Super power could help repatriate heavy industries that benefit from hyperabundant near-zero marginal cost clean energy, and create trillions of dollars of additional value and millions of jobs.
SWB can be autocatalytic by dedicating a portion of super power to the manufacture of solar panels, wind turbines, and batteries themselves.
The Clean Energy U-Curve shows that there are disproportionate returns on investments in additional solar generation capacity above the cheapest possible combination of SWB. For example, a 20 percent incremental investment in California would nearly double super power output from 309 terawatt-hours to 592 terawatt-hours. No other known energy technology can possibly compete with this.

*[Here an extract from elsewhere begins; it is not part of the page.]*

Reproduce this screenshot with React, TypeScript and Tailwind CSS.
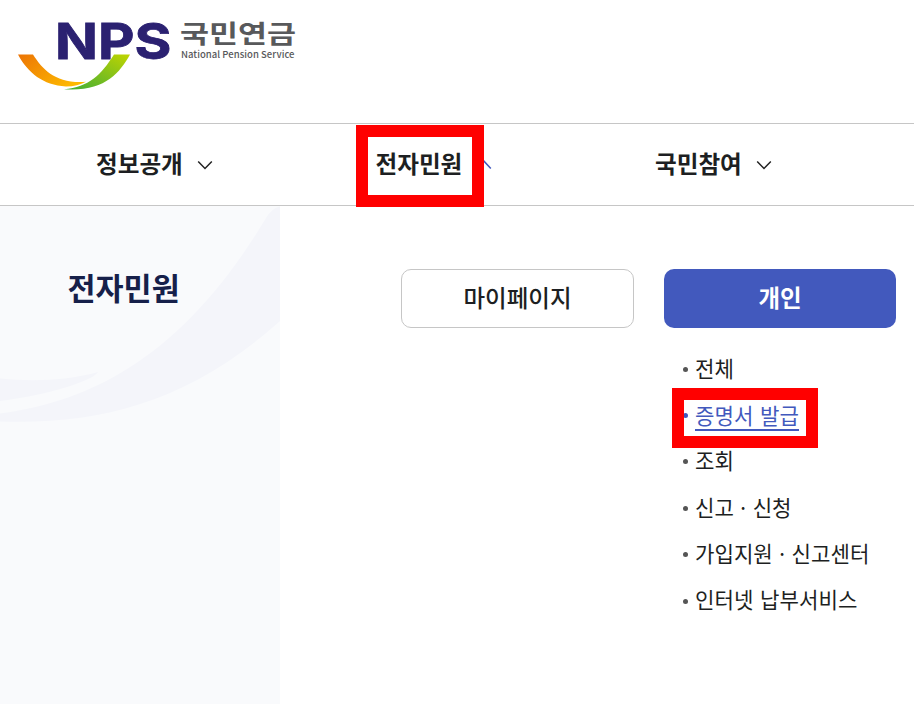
const links = [
  { label: '전체' },
  { label: '증명서 발급', active: true },
  { label: '조회' },
  { label: '신고 · 신청', dotted: true },
  { label: '가입지원 · 신고센터', dotted: true },
  { label: '인터넷 납부서비스' },
];

const menus = [
  { label: '정보공개' },
  { label: '전자민원', open: true },
  { label: '국민참여' },
];

function Logo() {
  return (
    <svg width="300" height="100" viewBox="0 0 300 100" role="img" aria-label="NPS 국민연금">
      <defs>
        <linearGradient id="orange" x1="0" y1="0" x2="1" y2="0.6">
          <stop offset="0" stopColor="#ec7405" />
          <stop offset="1" stopColor="#fdb900" />
        </linearGradient>
        <linearGradient id="green" x1="0" y1="1" x2="1" y2="0">
          <stop offset="0" stopColor="#3fae36" />
          <stop offset="0.45" stopColor="#78bd20" />
          <stop offset="1" stopColor="#c0d500" />
        </linearGradient>
      </defs>
      <text
        transform="translate(55 58.7)"
        className="font-['Inter'] text-[50px] font-bold"
        fill="#2b2171"
        stroke="#2b2171"
        strokeWidth="0.8"
        textLength="116.500"
        lengthAdjust="spacingAndGlyphs"
      >
        NPS
      </text>
      <path d="M18 54.500H33C43 70 56 84 86 81.800C80 85 74 86.500 66 86.500C43 85 28 73 18 54.500Z" fill="url(#orange)" />
      <path d="M114 54.500H130C119 74 104 92 64 89.200C89 87 101 75 114 54.500Z" fill="url(#green)" />
      <text
        transform="translate(180 43)"
        className="font-['Noto_Sans_CJK_KR',sans-serif] text-[25px] font-bold"
        fill="#58595b"
        textLength="116"
        lengthAdjust="spacingAndGlyphs"
      >
        국민연금
      </text>
      <text
        x="181"
        y="58"
        className="font-['Noto_Sans_CJK_KR',sans-serif] text-[9.500px] font-medium"
        fill="#58595b"
        textLength="113.500"
      >
        National Pension Service
      </text>
    </svg>
  );
}

function Chevron({ open }: { open?: boolean }) {
  return (
    <svg width="16" height="10" viewBox="0 0 16 10" fill="none" className="mt-0.5 ml-3.5">
      <path
        d={open ? 'M1.200 8.500L8 1.200L14.800 8.500' : 'M1.200 1.500L8 8.500L14.800 1.500'}
        stroke={open ? '#4259bd' : '#222222'}
        strokeWidth="1.500"
      />
    </svg>
  );
}

export default function App() {
  return (
    <div className="flex h-[704px] w-[914px] flex-col overflow-hidden bg-white font-['Noto_Sans_CJK_KR',sans-serif] text-[#1d1f22]">
      <header className="h-[123px] shrink-0">
        <Logo />
      </header>

      <nav className="flex h-[83px] shrink-0 border-y border-[#c6c6c6] pl-[96px]">
        {menus.map((menu) => (
          <div key={menu.label} className="relative flex w-[279.500px] shrink-0 items-center pb-0.5">
            <span className="pb-0.5 text-[23.600px] leading-8 font-bold">{menu.label}</span>
            <Chevron open={menu.open} />
            {menu.open && (
              <span className="absolute top-px left-[-19.500px] h-[82px] w-32 border-12 border-[#ff0000]" />
            )}
          </div>
        ))}
      </nav>

      <div className="flex grow">
        <aside className="relative w-[280px] shrink-0 bg-[#f9fafc]">
          <svg className="absolute inset-0" width="280" height="240" viewBox="0 0 280 240" fill="#f4f5fa">
            <path d="M280 0.500Q272 2 266 12C182 153 88 196 0 207.500V215.500C100 219 190 196 280 115Z" />
            <path d="M0 172.500C35 176 70 174 98 166C94 174 50 189 0 195Z" />
          </svg>
          <h2 className="relative pt-[58px] pl-[67.500px] text-[30.500px] leading-[46px] font-bold text-[#16204a]">
            전자민원
          </h2>
        </aside>

        <main className="flex items-start gap-[30px] pt-[63px] pl-[121px]">
          <button className="h-[59px] w-[233px] rounded-[10px] border border-[#c6c6c6] pb-0.5 text-[23.500px] font-medium">
            마이페이지
          </button>
          <section className="w-[232px]">
            <button className="h-[59px] w-full rounded-[10px] bg-[#4259bd] pb-0.5 text-[23.500px] font-bold text-white">
              개인
            </button>
            <ul className="mt-[18px] pl-[19px]">
              {links.map((link) => (
                <li key={link.label} className="relative flex h-[46.400px] items-center whitespace-nowrap">
                  <span
                    className={`size-[5px] rounded-full ${link.active ? 'bg-[#4259bd]' : 'bg-[#555555]'}`}
                  />
                  <span
                    className={`ml-[7px] text-[21.150px] leading-7 ${link.dotted ? '[word-spacing:-1.300px]' : '[word-spacing:2px]'} ${link.active ? 'border-b-2 border-[#4259bd] text-[#4259bd]' : 'pb-[3.400px]'}`}
                  >
                    {link.label}
                  </span>
                  {link.active && (
                    <span className="absolute top-[-4px] left-[-11px] h-[60px] w-[146px] border-12 border-[#ff0000]" />
                  )}
                </li>
              ))}
            </ul>
          </section>
        </main>
      </div>
    </div>
  );
}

The investment to construct a 100 percent SWB system in the continental United States would be less than $2 trillion over the next ten years – just 1 percent of GDP – and would support millions of new jobs.
The super power produced by 100 percent SWB systems could displace up to half of fossil fuel energy use outside of the existing electric power sector.
100 percent SWB will eliminate virtually all greenhouse gas emissions from the existing electric power sector, and further reduce emissions by displacing fossil fuel use in the residential, commercial, industrial, transportation, and agriculture sectors as well.
Combined with electric vehicles, a 100 percent SWB system could eliminate fossil fuel use and greenhouse gas emissions in the electricity and road transportation sectors, mitigating half of the country’s total carbon footprint.
Lowest cost 100 percent SWB systems will typically require just 35-90 average demand hours of battery energy storage, depending on geography.
This report is the first in a series to examine the decisions required now in order to maximize the extraordinary benefits of a new energy system.
“It is no longer a matter of if the SWB disruption of energy will happen, it is only a matter of when and where,” James Arbib, co-founder of RethinkX, said. “Timing matters and the social, economic, political, and environmental stakes could not be higher. The actual outcomes depend on choices made today, and those who lead rather than follow or resist will benefit the most.”